Learjet 60 / Similar Aircraft
The Learjet 60’s chief competitors in the mid-sized business jet class are the Cessna Citation VII, the Gulfstream G150, the Hawker 800XP, the Dassault Falcon 20, and the Embraer Legacy (now Praetor) 500. There are pros and cons to each design, though all of them are considered excellent business jets and have many years of safe and cost-efficient operations to back them up.
Learjet 60 / Clubs You can Join
Due to its primary business operations, the Learjet 60 does not have a major type club. However, its popularity makes it surprisingly easy to come across both pilots, owners, and operators across the world to trade information and tips with.
FAQ: Frequently Asked Questions
Question: What is the Learjet 60?
Answer: A turbofan-powered mid-sized business jet with a capacity of up to eight passengers.
Question: When was the Learjet 60 introduced?
Answer: It was first flown in 1993, with deliveries starting in 1994.
Question: How many Learjet 60 were built?
Answer: Over 400, of which 122 were of the Learjet 60XR variant.
Question: Is the Learjet 60 Single-Pilot Certified?
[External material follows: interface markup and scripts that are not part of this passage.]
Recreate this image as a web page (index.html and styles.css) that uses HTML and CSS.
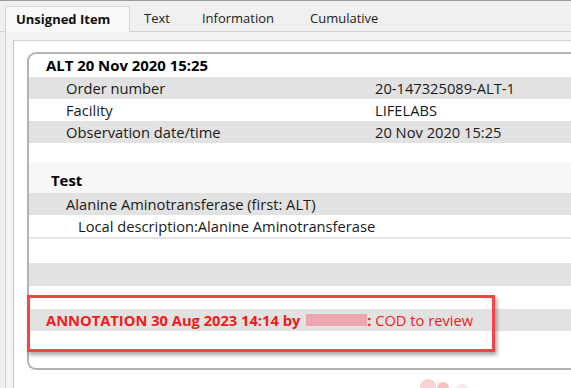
FILE: index.html
```html
<!DOCTYPE html>
<html>
<head>
<meta charset="utf-8">
<link rel="stylesheet" href="styles.css">
</head>
<body>
<div class="window">
  <div class="tabs">
    <div class="tab active">Unsigned Item</div>
    <div class="tab t-text">Text</div>
    <div class="tab t-info">Information</div>
    <div class="tab t-cum">Cumulative</div>
  </div>
  <div class="pane">
    <div class="inner">
      <div class="box">
        <div class="row head">ALT 20 Nov 2020 15:25</div>
        <div class="row kv gray"><span class="k">Order number</span><span class="v">20-147325089-ALT-1</span></div>
        <div class="row kv"><span class="k">Facility</span><span class="v">LIFELABS</span></div>
        <div class="row kv gray"><span class="k">Observation date/time</span><span class="v">20 Nov 2020 15:25</span></div>
        <div class="row blank1"></div>
        <div class="row test">Test</div>
        <div class="row kv gray"><span class="k">Alanine Aminotransferase (first: ALT)</span></div>
        <div class="row local">Local description:Alanine Aminotransferase</div>
        <div class="row blank2"></div>
        <div class="row gray blank3"></div>
        <div class="row blank4"></div>
        <div class="row gray annot"><b>ANNOTATION 30 Aug 2023 14:14 by </b><span class="redact"></span><b>:</b>&nbsp;COD to review</div>
        <div class="row rest"></div>
      </div>
    </div>
  </div>
  <div class="highlight"></div>
  <svg class="mark" width="70" height="20" viewBox="0 0 70 20">
    <circle cx="18" cy="18" r="8" fill="#f8d2d2"/>
    <circle cx="33" cy="19" r="6" fill="#f5c0c0"/>
    <circle cx="52" cy="21" r="6" fill="#fce8e8"/>
  </svg>
</div>
</body>
</html>
```

FILE: styles.css
```css
html, body {
  margin: 0;
  padding: 0;
}
body {
  background: #f0f0f0;
  font-family: "Open Sans", "Noto Sans", sans-serif;
  font-size: 14.7px;
  color: #1a1a1a;
  overflow: hidden;
  width: 571px;
  height: 388px;
}
.window {
  position: relative;
  height: 387px;
  border-top: 1px solid #9c9c9c;
  overflow: hidden;
}
.tabs {
  display: flex;
  height: 31px;
  padding-left: 5px;
  box-sizing: border-box;
  align-items: flex-end;
  border-bottom: 1px solid #d3d3d3;
}
.tab {
  height: 25px;
  line-height: 24px;
  box-sizing: border-box;
  font-size: 13px;
  color: #222;
}
.tab.active {
  width: 125px;
  background: #f9f9f9;
  border: 1px solid #d6d6d6;
  border-bottom: none;
  font-weight: 700;
  padding-left: 10px;
  margin-bottom: -1px;
  height: 26px;
  color: #111;
}
.t-text { padding: 0 16px 0 14px; }
.t-info { padding: 0 18px 0 16px; }
.t-cum { padding: 0 0 0 18px; }
.pane {
  margin-left: 5px;
  border-left: 1px solid #d3d3d3;
  background: #f3f3f3;
  padding-top: 8px;
  height: 356px;
  box-sizing: border-box;
}
.inner {
  margin-left: 7px;
  background: #fff;
  border-top: 1px solid #d0d0d0;
  border-left: 1px solid #c4c4c4;
  padding: 11px 0 0 13px;
  height: 348px;
  box-sizing: border-box;
}
.box {
  width: 544px;
  height: 318px;
  box-sizing: border-box;
  border: 2px solid #b3b3b3;
  border-right: none;
  border-radius: 9px 0 0 9px;
  display: flex;
  flex-direction: column;
  overflow: hidden;
}
.row {
  flex: none;
  height: 22px;
  line-height: 22px;
  box-sizing: border-box;
  white-space: nowrap;
}
.gray { background: #e2e2e2; }
.head {
  height: 23px;
  font-weight: 700;
  padding-left: 17px;
  font-size: 14.9px;
  color: #000;
}
.kv {
  display: flex;
  padding-left: 37px;
}
.k { width: 309px; flex: none; }
.blank1 { height: 20px; }
.test {
  height: 30px;
  background: #f7f7f7;
  font-weight: 700;
  padding-left: 22px;
  padding-top: 6px;
  line-height: 22px;
  font-size: 14.9px;
  color: #000;
}
.local {
  height: 24px;
  padding-left: 49px;
  border-bottom: 2px solid #e4e4e4;
}
.blank2 { height: 24px; }
.blank3 { height: 23px; }
.blank4 { height: 23px; }
.annot {
  color: #f51a1a;
  padding-left: 17px;
  display: flex;
  align-items: center;
}
.annot b { font-weight: 700; white-space: pre; }
.redact {
  display: inline-block;
  width: 61px;
  height: 12px;
  background: #eca6ad;
  margin: 0 0 0 2px;
}
.rest { flex: 1; }
.highlight {
  position: absolute;
  left: 27px;
  top: 294px;
  width: 468px;
  height: 57px;
  box-sizing: border-box;
  border: 3px solid #f24646;
  box-shadow: 2px 3px 4px rgba(0,0,0,0.35);
}
.mark {
  position: absolute;
  left: 410px;
  top: 368px;
}
```
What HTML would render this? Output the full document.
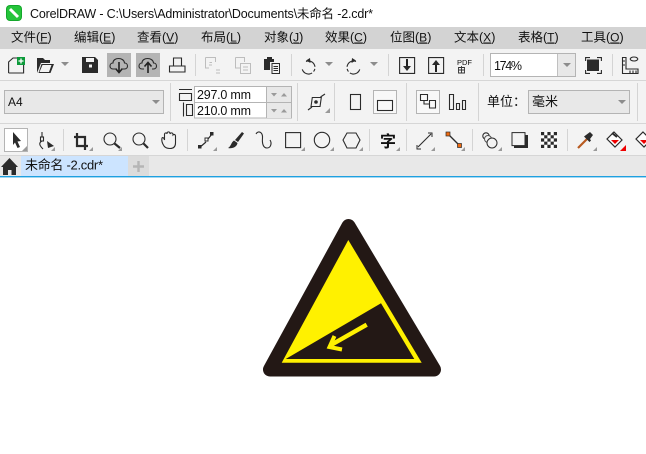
<!DOCTYPE html>
<html><head><meta charset="utf-8"><style>
html,body{margin:0;padding:0;background:#fff;overflow:hidden}
svg{display:block}
text{font-family:"Liberation Sans","Noto Sans CJK SC",sans-serif;font-size:12px;fill:#111}
.m text{font-size:12.500px}
.m tspan{text-decoration:underline;font-size:12px}
.i{fill:none;stroke:#2b2b2b;stroke-width:1.100}
.d{fill:#2b2b2b}
.g{fill:#8c8c8c}
.f{fill:#9a9a9a}
.l{fill:none;stroke:#bdbdbd;stroke-width:1}
</style></head><body>
<svg width="646" height="454" viewBox="0 0 646 454" xmlns="http://www.w3.org/2000/svg">
<rect width="646" height="454" fill="#fff"/>
<!-- title -->
<rect x="6" y="5" width="16" height="16" rx="4" fill="#14a72b"/>
<rect x="7" y="6" width="14" height="14" rx="3" fill="#25c43a"/>
<path d="M10 9L18 17" stroke="#fff" stroke-width="3"/>
<text x="30" y="18" textLength="343" style="font-size:12.500px">CorelDRAW - C:\Users\Administrator\Documents\未命名 -2.cdr*</text>
<!-- menu -->
<rect y="27" width="646" height="22" fill="#d3d3d3"/>
<g class="m">
<text x="11" y="41.500">文件(<tspan>F</tspan>)</text>
<text x="74" y="41.500">编辑(<tspan>E</tspan>)</text>
<text x="137" y="41.500">查看(<tspan>V</tspan>)</text>
<text x="201" y="41.500">布局(<tspan>L</tspan>)</text>
<text x="264" y="41.500">对象(<tspan>J</tspan>)</text>
<text x="325" y="41.500">效果(<tspan>C</tspan>)</text>
<text x="390" y="41.500">位图(<tspan>B</tspan>)</text>
<text x="454" y="41.500">文本(<tspan>X</tspan>)</text>
<text x="518" y="41.500">表格(<tspan>T</tspan>)</text>
<text x="581" y="41.500">工具(<tspan>O</tspan>)</text>
</g>
<!-- bars -->
<rect y="49" width="646" height="106" fill="#f3f3f3"/>
<rect y="80" width="646" height="1" fill="#d6d6d6"/>
<rect y="123" width="646" height="1" fill="#d6d6d6"/>
<rect y="155" width="646" height="1" fill="#d6d6d6"/>
<rect y="156" width="646" height="20" fill="#e8e8e8"/>
<rect y="176" width="646" height="1.400" fill="#1ea0e0"/>
<!-- separators -->
<g fill="#d4d4d4">
<rect x="195" y="54" width="1" height="22"/><rect x="291" y="54" width="1" height="22"/><rect x="388" y="54" width="1" height="22"/><rect x="483" y="54" width="1" height="22"/><rect x="612" y="54" width="1" height="22"/>
<rect x="170" y="83" width="1" height="38"/><rect x="297" y="83" width="1" height="38"/><rect x="334" y="83" width="1" height="38"/><rect x="406" y="83" width="1" height="38"/><rect x="478" y="83" width="1" height="38"/><rect x="637" y="83" width="1" height="38"/>
<rect x="63" y="129" width="1" height="22"/><rect x="187" y="129" width="1" height="22"/><rect x="369" y="129" width="1" height="22"/><rect x="406" y="129" width="1" height="22"/><rect x="472" y="129" width="1" height="22"/><rect x="567" y="129" width="1" height="22"/>
</g>
<!-- toolbar 1 -->
<path class="i" d="M8.600 73V62L13 58H18M23.600 64V73H8.600"/>
<rect x="17" y="57" width="8" height="8" fill="#0c9a3a"/><path d="M21 58.500V63.500M18.500 61H23.500" stroke="#fff" stroke-width="1.300"/>
<path class="d" d="M37 73V58H43L45 60H50V63H41L37 73ZM41.500 64H54L50.500 73H38.500Z"/>
<path d="M39.500 72L42.500 65H51.500L49 72Z" fill="#f3f3f3"/>
<path class="g" d="M61 62H69L65 66Z"/>
<path class="d" d="M82 57H95L98 60V73H82Z"/><rect x="86" y="58" width="8" height="4" fill="#f3f3f3"/><rect x="89" y="64.500" width="3" height="3" fill="#f3f3f3"/>
<rect x="107" y="53" width="24" height="24" fill="#b4b4b4"/><rect x="136" y="53" width="24" height="24" fill="#b4b4b4"/>
<path class="i" d="M115 69H113C109 69 109 63 113 63C113 57 124 57 124.500 63C128.500 63 128.500 69 124.500 69H123"/><path d="M119 62V72M115.500 68.500L119 72.500L122.500 68.500" fill="none" stroke="#222" stroke-width="1.600"/>
<path class="i" d="M144 69H142C138 69 138 63 142 63C142 57 153 57 153.500 63C157.500 63 157.500 69 153.500 69H152"/><path d="M148 73V63M144.500 66.500L148 62.500L151.500 66.500" fill="none" stroke="#222" stroke-width="1.600"/>
<path class="i" d="M173.500 66V58H181.500V66M169.500 66H185V72H169.500Z"/>
<path class="l" d="M205.500 57.500H215.500V62M205.500 57.500V68H209M209.500 62.500H212M209 65H212M216 70H220M216 73H220"/>
<path class="l" d="M235.500 57.500H244.500V62M235.500 57.500V68H240M240.500 63.500H250.500V73.500H240.500ZM243 67H248M243 70H248"/>
<path class="d" d="M264 59H267V57H272V59H274V62H270V70H264Z"/><path fill="#f3f3f3" stroke="#2b2b2b" d="M272 63.500H279.500V73.500H272ZM273.500 66.500H278M273.500 68.500H278M273.500 70.500H278"/>
<path class="i" d="M306 61.500A6.500 6.500 0 1 1 302 68" stroke-dasharray="12 2 3 2"/><path class="d" d="M310 58L310.500 63L306 60.500Z"/>
<path class="g" d="M325 62H333L329 66Z"/>
<path class="i" d="M356 61.500A6.500 6.500 0 1 0 360 68" stroke-dasharray="12 2 3 2"/><path class="d" d="M352 58L351.500 63L356 60.500Z"/>
<path class="g" d="M370 62H378L374 66Z"/>
<path class="i" d="M399.600 57.600H414.600V73.400H399.600Z"/><path d="M407 59V68" stroke="#222" stroke-width="2"/><path class="d" d="M403 66H411L407 71Z"/>
<path class="i" d="M428.600 57.600H443.600V73.400H428.600Z"/><path d="M436 63V72" stroke="#222" stroke-width="2"/><path class="d" d="M432 65H440L436 60Z"/>
<text x="457" y="65" style="font-size:7.500px" fill="#333">PDF</text>
<path d="M458.500 67.500H464.500V73H458.500ZM461.500 66V73M458.500 70H464.500" fill="none" stroke="#333" stroke-width=".9"/>
<rect x="490.500" y="53.500" width="85" height="23" fill="#fff" stroke="#b4b4b4"/><rect x="558" y="54" width="17" height="22" fill="#e8e8e8"/><rect x="557" y="54" width="1" height="22" fill="#c0c0c0"/>
<path class="g" d="M563 63H571L567 67Z"/>
<text x="494" y="70" textLength="28" style="font-size:12.500px">174%</text>
<rect x="587" y="59.500" width="12" height="11.500" class="d"/>
<path class="i" d="M585.600 61V57.600H590M597 57.600H601.400V61M585.600 70V73.400H590M597 73.400H601.400V70"/>
<path class="i" d="M622.500 57.500H626V69H638V73.500H622.500ZM630 73V70.500M633 73V70.500M636 73V70.500M622.500 61H625M622.500 65H625"/>
<ellipse cx="634" cy="59" rx="3.800" ry="2" class="i"/>
<!-- property bar -->
<rect x="4.500" y="90.500" width="159" height="23" fill="#e8e8e8" stroke="#b4b4b4"/>
<text x="8" y="106">A4</text>
<path class="g" d="M152 100H160L156 104Z"/>
<path class="i" stroke-width="1" d="M179.500 93.500H191.500V100.500H179.500ZM179 89.500H192M183.500 102.500V116.500M186.500 104.500H192.500V115.500H186.500Z" fill="none"/>
<rect x="194.500" y="86.500" width="97" height="31.500" fill="#fff" stroke="#b4b4b4"/>
<rect x="267" y="87" width="24" height="31" fill="#e8e8e8"/>
<path d="M194.500 102.500H291M266.500 87V118" stroke="#b4b4b4" fill="none"/>
<path class="f" d="M271 93H277L274 96.500ZM281 96.500H287L284 93ZM271 109H277L274 112.500ZM281 112.500H287L284 109Z"/>
<text x="197" y="99" style="font-size:12.500px" textLength="54">297.0 mm</text>
<text x="197" y="115" style="font-size:12.500px" textLength="54">210.0 mm</text>
<rect x="311.500" y="97.500" width="9" height="9" class="i" transform="skewX(-8) translate(14.500 0)"/>
<circle cx="316" cy="102" r="1.800" class="d"/>
<path class="i" d="M308 110L312 107M320.500 97L325 94" stroke-width="1.500"/>
<path class="f" d="M330 113V108L325 113Z"/>
<rect x="350.500" y="94.500" width="10" height="15" class="i" fill="none"/>
<rect x="373.500" y="90.500" width="23" height="23" fill="#f8f8f8" stroke="#b4b4b4"/>
<rect x="377.500" y="100.500" width="15" height="10" class="i"/>
<rect x="416.500" y="90.500" width="23" height="23" fill="#f8f8f8" stroke="#b4b4b4"/>
<path class="i" d="M420.500 94.500H427.500V100.500H420.500ZM424 100.500V104H429.500M429.500 100.500H435.500V108H429.500Z"/>
<path class="i" d="M449.500 94.500H453.500V109.500H449.500ZM456.500 103.500H459.500V109.500H456.500ZM462.500 100.500H465.500V109.500H462.500Z"/>
<text x="487" y="106" style="font-size:13px">单位：</text>
<rect x="528.500" y="90.500" width="101" height="23" fill="#e8e8e8" stroke="#b4b4b4"/>
<text x="532" y="106" style="font-size:13px">毫米</text>
<path class="g" d="M618 100H626L622 104Z"/>
<!-- toolbox -->
<rect x="4.500" y="128.500" width="23" height="23" fill="#fff" stroke="#b4b4b4"/>
<path class="d" d="M13 132L21 141L17.500 141.500L20 147L17.500 148L15 142.500L13 145Z"/>
<g class="f">
<path d="M27 151V146L22 151Z"/><path d="M55 151V147L51 151Z"/><path d="M93 151V147L89 151Z"/><path d="M122 151V147L118 151Z"/><path d="M217 151V147L213 151Z"/><path d="M305 151V147L301 151Z"/><path d="M334 151V147L330 151Z"/><path d="M363 151V147L359 151Z"/><path d="M400 151V147L396 151Z"/><path d="M435 151V147L431 151Z"/><path d="M465 151V147L461 151Z"/><path d="M502 151V147L498 151Z"/><path d="M597 151V147L593 151Z"/><path d="M626 151V147L622 151Z"/>
</g>
<path class="i" d="M42 132V137M42 141C38 143 40 146 43 149"/><rect x="40.500" y="137" width="3" height="4" class="i"/><path class="d" d="M47 141L54 146L48 148Z"/>
<path d="M77 133V146H88M74 137H85V150" fill="none" stroke="#2b2b2b" stroke-width="2.200"/>
<circle cx="110" cy="139" r="6" class="i"/><path d="M114.500 143.500L120 148" stroke="#2b2b2b" stroke-width="2.200"/>
<circle cx="139" cy="139" r="6" class="i"/><path d="M143.500 143.500L148 148" stroke="#2b2b2b" stroke-width="2.200"/>
<path class="i" d="M164 146C162 143 161.500 140 162 138C163 137 164 138 164.500 140V134C165 132.500 167 132.500 167 134V133C167.500 131.500 169.500 131.500 170 133V134C170.500 132.500 172.500 132.500 173 134V135C174 134 175.500 134.500 175.500 136V143C175.500 147 173 148.500 170 148.500C167 148.500 165.500 148 164 146Z"/>
<path d="M199 148L206 142M208 139L212 134" stroke="#2b2b2b" stroke-width="1.200"/><rect x="198" y="145" width="3.500" height="3.500" class="d"/><rect x="210" y="132" width="3.500" height="3.500" class="d"/><rect x="205" y="138" width="3" height="3" fill="#fff" stroke="#2b2b2b"/>
<path class="d" d="M235 140L242 132L244 133.500L238 142ZM234 140.500L237.500 143C237 147 232 149 228 148C231 146.500 231 142.500 234 140.500Z"/>
<path class="i" d="M256 134C258 130 263 132 262.500 138C262 143 263 148 267 148C271 148 272 143 270 140" stroke-width="1.300"/>
<rect x="285.600" y="132.600" width="15" height="15" class="i"/>
<circle cx="322" cy="140" r="7.700" class="i"/>
<path class="i" d="M347 133H356L360 140L356 148H347L343 140Z"/>
<text x="380" y="147" style="font-size:16px;font-weight:bold" fill="#2b2b2b">字</text>
<path d="M418 147L431 134" stroke="#2b2b2b" stroke-width="1.100"/><path d="M417 145V149H421M428 133H432V137" fill="none" stroke="#2b2b2b"/>
<path d="M448 134L459 145" stroke="#2b2b2b" stroke-width="1.300"/><rect x="446" y="132" width="4" height="4" fill="#ee6a10" stroke="#2b2b2b" stroke-width=".7"/><rect x="457.500" y="143.500" width="4" height="4" fill="#ee6a10" stroke="#2b2b2b" stroke-width=".7"/>
<circle cx="486" cy="136" r="3.200" class="i"/><circle cx="488" cy="139" r="3.500" fill="#f3f3f3" stroke="#555"/><circle cx="492" cy="143" r="5" fill="#f3f3f3" stroke="#2b2b2b"/>
<rect x="514" y="135" width="14" height="13" class="d"/><rect x="512" y="132.600" width="13" height="13" fill="#f3f3f3" stroke="#2b2b2b"/>
<rect x="541" y="132" width="16" height="16" fill="#fff"/>
<path class="d" d="M541 132h3.200v3.200h-3.200zM547.400 132h3.200v3.200h-3.200zM553.800 132h3.200v3.200h-3.200zM544.200 135.200h3.200v3.200h-3.200zM550.600 135.200h3.200v3.200h-3.200zM541 138.400h3.200v3.200h-3.200zM547.400 138.400h3.200v3.200h-3.200zM553.800 138.400h3.200v3.200h-3.200zM544.200 141.600h3.200v3.200h-3.200zM550.600 141.600h3.200v3.200h-3.200zM541 144.800h3.200v3.200h-3.200zM547.400 144.800h3.200v3.200h-3.200zM553.800 144.800h3.200v3.200h-3.200z"/>
<path d="M578 148L587 139" stroke="#b85a20" stroke-width="2.200"/><path class="d" d="M586 135L590 132L593 135L590 139L591 140.500L589.500 142L584 136.500Z"/>
<path d="M614 132L622 140L615 147L607 139Z" fill="#fff" stroke="#2b2b2b" stroke-width="1.200"/><path d="M611 140H619L615 144Z" fill="#ee0000"/><path d="M626 151V145L620 151Z" fill="#ee0000"/><path d="M612 133L617 137" stroke="#2b2b2b" stroke-width="2"/>
<path d="M643 132L651 140L644 147L636 139Z" fill="#fff" stroke="#2b2b2b" stroke-width="1.200"/><path d="M640 140H648L644 144Z" fill="#ee0000"/>
<!-- tabs -->
<path class="d" d="M9.500 158L18 167H16V175H11.500V170H8V175H3V167H1Z"/>
<rect x="21" y="156" width="107" height="20" fill="#cce4ff"/>
<text x="25" y="169.500" textLength="78" style="font-size:13px">未命名 -2.cdr*</text>
<rect x="128" y="156" width="21" height="20" fill="#dcdcdc"/>
<path d="M138.500 161V172M133 166.500H144" stroke="#b5b5b5" stroke-width="2.400"/>
<!-- sign -->
<path d="M348.500 226L270 369.500H434Z" fill="#231815" stroke="#231815" stroke-width="14" stroke-linejoin="round"/>
<path d="M348.300 240L281.700 362.700H421.700Z" fill="#fff100"/>
<path d="M381 303.300L285.700 359H414.300Z" fill="#231815"/>
<path d="M366.700 324.700L331 345" stroke="#fff100" stroke-width="4.400" fill="none"/>
<path d="M334.500 336L329.500 347L342 349.500" stroke="#fff100" stroke-width="4" fill="none"/>
</svg>
</body></html>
Answer: No, a crew of two is required to fly the Learjet 60 and its derivatives.
Question: Is the Learjet 60 safe?
Answer: Yes. Most of its accidents were due to pilot error, but Bombardier has implemented additional safety measures to remedy issues that may have previously aggravated those situations.
Question: What is the range of a Learjet 60?
Answer: It can fly up to 2400 nautical miles, including a 100 nmi reserve, when carrying four passengers.